Ancient Excuses & Profitable Nonprofits | 4M #46
Welcome to the forty-sixth edition of Morticians’ Monday Morning Mashup, 4M #46, where we’ll serve up bite-sized, easily-digestible nuggets of the deathcare news you need to crush conversations in the week ahead. Bon appetit!
Vaccine clots: Fact or fiction?
An Alabama embalmer is trying to shed light on unusual blood clots he believes are being caused by COVID-19 vaccines. Richard Hirschmann, who has worked as an independent contractor for more than 20 years, told the 1819 News that he’s been “gathering evidence” and has over 100 photos of long, stringy, rubbery clots — including some that include microscopic flecks of metal that one biochemist hypothesizes are similar to those found in some of the vaccines. He asserts that in most cases, neither these clots nor COVID are being recorded as an official cause of death.
To solve the mystery of the clots’ construct and cause, Hirschmann is working with a radiologist who has tried to submit samples to various labs for testing, with mixed results; two turned him down flat. Now Hirschmann is sharing his suspicions with the press in the hopes that someone will simply perform a proper, thorough scientific investigation, and if necessary, take appropriate action.
Still others are stating there’s not enough evidence to support a claim against vaccines and/or the reports are part of a hoax that’s not based in fact.
ProPublica puts Pinelawn in the spotlight
If you’ve never featured on the virtual front page of ProPublica, you should probably be relieved. This independent, nonprofit news outlet describes its content as “investigative journalism with moral force,” adding that they “dig deep into important issues, shining a light on abuses of power and betrayals of public trust.” Therefore, entities that end up in ProPublica’s crosshairs probably aren’t thrilled about it, and chances are the outlet’s exposés leave their subjects with some ‘splainin to do.

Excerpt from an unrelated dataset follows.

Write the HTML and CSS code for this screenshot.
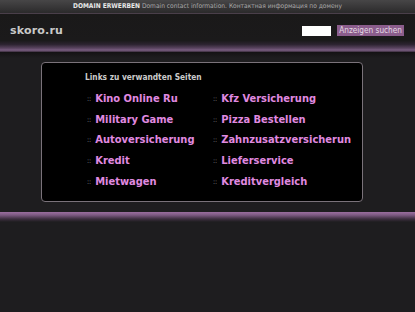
FILE: index.html
```html
<!DOCTYPE html>
<html>
<head>
<meta charset="utf-8">
<link rel="stylesheet" href="styles.css">
</head>
<body>
<div class="topbar"><b>DOMAIN ERWERBEN</b> Domain contact information. Контактная информация по домену</div>
<div class="header">
  <div class="logo">skoro.ru</div>
  <form class="search">
    <input class="field" type="text">
    <button class="btn" type="button">Anzeigen suchen</button>
  </form>
</div>
<div class="main">
  <div class="box">
    <div class="title">Links zu verwandten Seiten</div>
    <div class="links">
      <a class="lnk">Kino Online Ru</a>
      <a class="lnk">Kfz Versicherung</a>
      <a class="lnk">Military Game</a>
      <a class="lnk">Pizza Bestellen</a>
      <a class="lnk">Autoversicherung</a>
      <a class="lnk">Zahnzusatzversicherung</a>
      <a class="lnk">Kredit</a>
      <a class="lnk">Lieferservice</a>
      <a class="lnk">Mietwagen</a>
      <a class="lnk">Kreditvergleich</a>
    </div>
  </div>
</div>
<div class="footline"></div>
</body>
</html>
```
FILE: styles.css
```css
html, body {
  margin: 0;
  padding: 0;
  background: #1e1d1f;
  height: 100%;
  overflow: hidden;
}
body {
  font-family: "DejaVu Sans Condensed", "DejaVu Sans", sans-serif;
}
.topbar {
  height: 13px;
  border-bottom: 1px solid #4a3f4a;
  background: linear-gradient(#474647, #2b2a2b);
  color: #a9a9a9;
  font-size: 6.6px;
  line-height: 13px;
  text-align: center;
  white-space: nowrap;
}
.topbar b {
  color: #e8e8e8;
  font-weight: bold;
}
.header {
  height: 38px;
  display: flex;
  align-items: center;
  justify-content: space-between;
  padding: 0 11px 5px 10px;
  box-sizing: border-box;
  background: linear-gradient(#1a1919 0%, #1b1a1b 70%, #2c2330 80%, #5a4460 90%, #7a5e82 95%, #3a2d3c 100%);
}
.logo {
  color: #c9c9c9;
  font-weight: bold;
  font-size: 11px;
  font-family: "DejaVu Sans", sans-serif;
  letter-spacing: 0.2px;
}
.search {
  display: flex;
  align-items: center;
  gap: 6px;
  margin: 0;
}
.field {
  width: 29px;
  height: 10px;
  border: 0;
  padding: 0;
  background: #fff;
}
.btn {
  height: 11px;
  padding: 0 2px;
  border: 0;
  background: #8b5d8c;
  color: #e4dbe4;
  font-family: "DejaVu Sans Condensed", "DejaVu Sans", sans-serif;
  font-size: 8.2px;
  line-height: 11px;
}
.main {
  height: 160px;
  box-sizing: border-box;
  padding: 10px 0 0 41px;
  background: linear-gradient(#141214, #1e1d1f 6px);
}
.box {
  width: 322px;
  height: 140px;
  box-sizing: border-box;
  border: 1px solid #7a727a;
  border-radius: 4px;
  background: #000;
  padding: 8px 10px 0 43px;
  overflow: hidden;
}
.title {
  color: #cbcbcb;
  font-size: 8.3px;
  font-weight: bold;
  height: 12px;
  line-height: 12px;
}
.links {
  display: grid;
  grid-template-columns: 126px 138px;
  grid-auto-rows: 20.7px;
  margin-top: 6px;
  margin-left: 2px;
}
.lnk {
  color: #e08ae0;
  font-weight: bold;
  font-size: 11px;
  line-height: 20px;
  white-space: nowrap;
  overflow: hidden;
}
.lnk::before {
  content: "::";
  color: #9a9a9a;
  font-weight: normal;
  font-size: 7px;
  margin-right: 4px;
  position: relative;
  top: -1px;
}
.footline {
  height: 10px;
  background: linear-gradient(#9a6e9e, #7d5a82 30%, #3c2e3e 70%, #1e1d1f);
}
```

Last week a deathcare provider, Pinelawn Cemetery in New York, was in the ProPublica spotlight. You’ll definitely want to read the entire expansive expository article for the whole story. In a nutshell, though, it describes how the family which has owned Pinelawn since 1902 has enjoyed increasingly impressive dividends through the years — and especially during the pandemic — from its nonprofit cemetery.
Tweet of the Week
“I had to embalm my brother,” is a better work excuse than car problems or a sick pet, I suppose…

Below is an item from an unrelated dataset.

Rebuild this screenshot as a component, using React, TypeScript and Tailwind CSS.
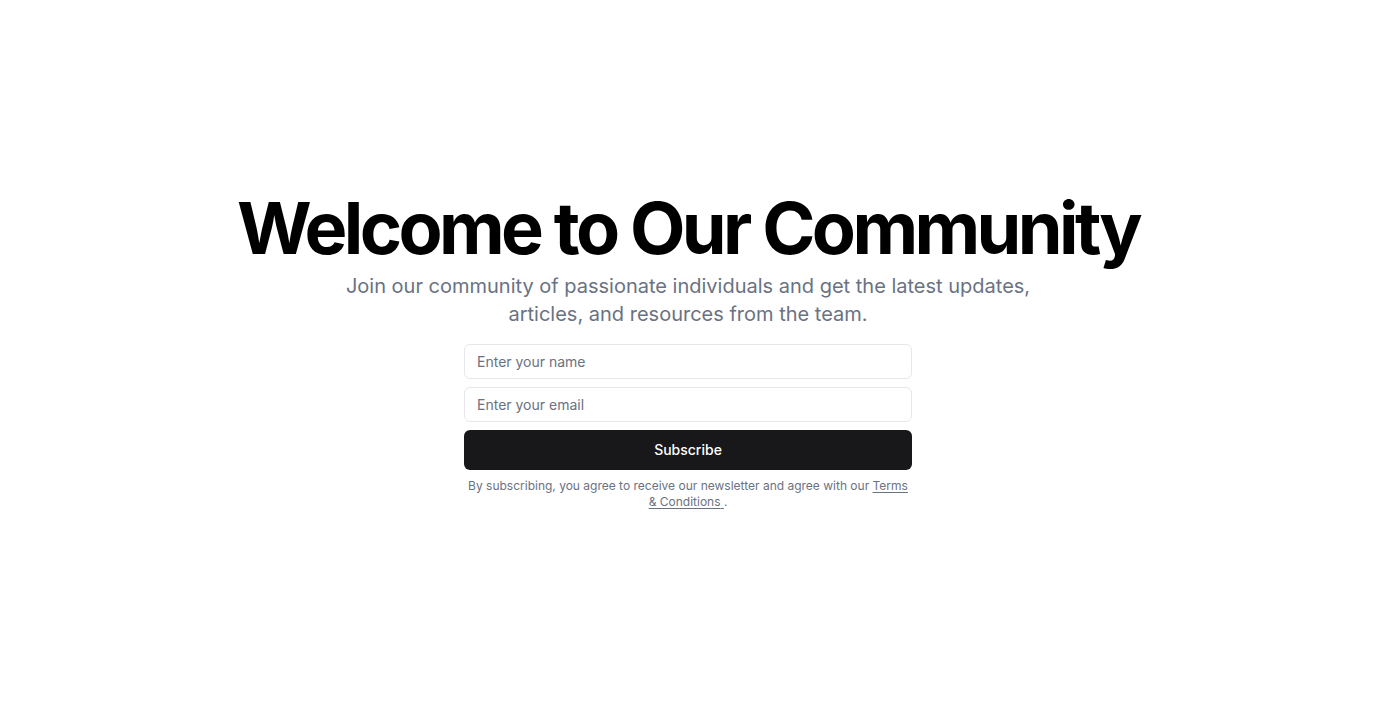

More sadness and sick acts in cemeteries
Why … Just why? Cemeteries should be sacred places (yes, I know, you’ve heard this in many 4Ms), yet they continue to be backdrops for bad acts, like these that occurred just in the past week:
- A young woman was gunned down and her body abandoned in a Memphis cemetery.
- A Florida man made nearly $1200 selling $150,000 worth of stolen monument vases for scrap metal.
- A “severely burned deceased victim” was discovered in a Catholic cemetery in New Jersey.
- Workers began restoring some of the more than 150 headstones that were destroyed by vandals in a Nashville cemetery earlier in the month.